* [WHAT NEEDS TO BE DONE]:
Filter the entries below, keeping only lines with the word "this".
[start of DATA FOR PROCESSING]
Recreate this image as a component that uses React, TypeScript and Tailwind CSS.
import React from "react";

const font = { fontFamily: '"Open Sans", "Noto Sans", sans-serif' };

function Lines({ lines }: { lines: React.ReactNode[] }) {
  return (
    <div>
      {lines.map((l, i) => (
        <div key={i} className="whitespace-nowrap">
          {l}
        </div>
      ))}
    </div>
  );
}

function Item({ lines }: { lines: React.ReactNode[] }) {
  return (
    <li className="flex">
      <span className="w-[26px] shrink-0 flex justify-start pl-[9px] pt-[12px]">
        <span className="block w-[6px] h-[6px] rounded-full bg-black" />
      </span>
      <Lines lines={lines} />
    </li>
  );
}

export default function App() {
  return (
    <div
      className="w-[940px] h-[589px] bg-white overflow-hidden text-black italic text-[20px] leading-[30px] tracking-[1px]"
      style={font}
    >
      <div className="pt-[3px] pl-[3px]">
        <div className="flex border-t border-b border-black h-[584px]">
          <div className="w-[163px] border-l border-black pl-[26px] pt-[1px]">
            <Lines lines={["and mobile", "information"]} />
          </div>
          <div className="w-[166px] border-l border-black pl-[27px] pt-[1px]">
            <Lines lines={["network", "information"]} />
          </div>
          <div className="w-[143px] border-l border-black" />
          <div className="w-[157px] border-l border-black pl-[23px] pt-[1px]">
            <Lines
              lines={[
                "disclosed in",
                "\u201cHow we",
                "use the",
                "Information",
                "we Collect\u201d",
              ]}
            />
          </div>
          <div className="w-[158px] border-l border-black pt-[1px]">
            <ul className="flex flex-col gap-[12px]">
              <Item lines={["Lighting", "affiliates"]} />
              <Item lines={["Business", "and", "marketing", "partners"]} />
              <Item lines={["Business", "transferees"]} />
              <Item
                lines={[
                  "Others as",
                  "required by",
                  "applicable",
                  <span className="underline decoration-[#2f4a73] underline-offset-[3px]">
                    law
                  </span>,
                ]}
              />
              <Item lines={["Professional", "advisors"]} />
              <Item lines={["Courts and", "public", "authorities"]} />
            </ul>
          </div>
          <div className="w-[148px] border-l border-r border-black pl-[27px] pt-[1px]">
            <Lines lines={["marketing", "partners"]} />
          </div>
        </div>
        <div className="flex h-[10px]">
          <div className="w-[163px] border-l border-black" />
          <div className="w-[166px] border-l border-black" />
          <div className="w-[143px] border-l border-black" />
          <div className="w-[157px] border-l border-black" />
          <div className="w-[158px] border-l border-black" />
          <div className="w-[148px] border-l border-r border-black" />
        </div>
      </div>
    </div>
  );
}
[end of DATA FOR PROCESSING]
[start of DATA FOR PROCESSING]
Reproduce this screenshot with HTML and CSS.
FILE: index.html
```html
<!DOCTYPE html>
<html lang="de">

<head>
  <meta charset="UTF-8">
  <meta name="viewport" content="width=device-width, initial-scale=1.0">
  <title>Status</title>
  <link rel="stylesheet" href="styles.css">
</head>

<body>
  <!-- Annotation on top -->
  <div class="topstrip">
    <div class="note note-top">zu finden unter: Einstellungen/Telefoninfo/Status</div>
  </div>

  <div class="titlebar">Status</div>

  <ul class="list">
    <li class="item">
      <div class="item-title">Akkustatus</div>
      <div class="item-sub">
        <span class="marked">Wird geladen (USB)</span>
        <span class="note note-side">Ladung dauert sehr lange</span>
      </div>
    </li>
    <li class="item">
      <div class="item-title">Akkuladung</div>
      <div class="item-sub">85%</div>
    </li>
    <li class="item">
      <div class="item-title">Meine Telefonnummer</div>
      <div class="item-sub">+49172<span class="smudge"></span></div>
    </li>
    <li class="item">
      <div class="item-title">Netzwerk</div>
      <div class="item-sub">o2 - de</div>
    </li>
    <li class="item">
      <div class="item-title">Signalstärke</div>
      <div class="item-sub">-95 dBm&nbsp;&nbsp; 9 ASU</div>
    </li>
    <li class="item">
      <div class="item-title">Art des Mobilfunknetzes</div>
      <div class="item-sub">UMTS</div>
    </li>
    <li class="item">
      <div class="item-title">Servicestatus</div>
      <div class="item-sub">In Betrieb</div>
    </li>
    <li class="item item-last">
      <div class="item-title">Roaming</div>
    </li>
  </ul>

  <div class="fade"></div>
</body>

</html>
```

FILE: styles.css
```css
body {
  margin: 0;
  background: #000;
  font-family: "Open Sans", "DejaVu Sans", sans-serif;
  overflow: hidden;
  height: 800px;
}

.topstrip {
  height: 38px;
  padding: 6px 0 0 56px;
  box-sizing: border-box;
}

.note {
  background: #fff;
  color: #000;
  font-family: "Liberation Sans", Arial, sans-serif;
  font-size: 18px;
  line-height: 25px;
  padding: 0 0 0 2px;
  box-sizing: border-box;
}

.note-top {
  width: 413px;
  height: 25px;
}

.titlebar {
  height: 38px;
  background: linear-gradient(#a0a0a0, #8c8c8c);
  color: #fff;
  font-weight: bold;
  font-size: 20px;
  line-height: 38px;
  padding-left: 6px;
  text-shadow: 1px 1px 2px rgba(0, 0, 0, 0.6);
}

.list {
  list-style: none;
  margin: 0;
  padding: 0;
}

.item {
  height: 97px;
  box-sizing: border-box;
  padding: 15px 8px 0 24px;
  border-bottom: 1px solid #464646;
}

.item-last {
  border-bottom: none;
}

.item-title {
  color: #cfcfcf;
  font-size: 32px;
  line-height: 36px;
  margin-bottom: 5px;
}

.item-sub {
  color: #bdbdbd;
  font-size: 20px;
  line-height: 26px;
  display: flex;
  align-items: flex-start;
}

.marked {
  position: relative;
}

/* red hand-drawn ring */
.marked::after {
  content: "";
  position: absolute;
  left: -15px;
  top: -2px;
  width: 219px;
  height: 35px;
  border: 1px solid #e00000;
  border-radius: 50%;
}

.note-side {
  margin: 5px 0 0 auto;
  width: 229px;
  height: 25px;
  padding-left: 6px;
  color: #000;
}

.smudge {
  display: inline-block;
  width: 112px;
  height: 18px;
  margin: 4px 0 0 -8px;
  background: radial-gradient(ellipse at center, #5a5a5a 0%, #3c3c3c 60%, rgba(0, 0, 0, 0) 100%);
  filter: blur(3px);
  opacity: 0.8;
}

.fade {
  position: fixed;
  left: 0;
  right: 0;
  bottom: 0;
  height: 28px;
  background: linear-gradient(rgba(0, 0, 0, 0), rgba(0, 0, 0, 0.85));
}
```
[end of DATA FOR PROCESSING]
* [OUTPUT]:
Recreate this image as a component that uses React, TypeScript and Tailwind CSS.
Reproduce this screenshot with HTML and CSS.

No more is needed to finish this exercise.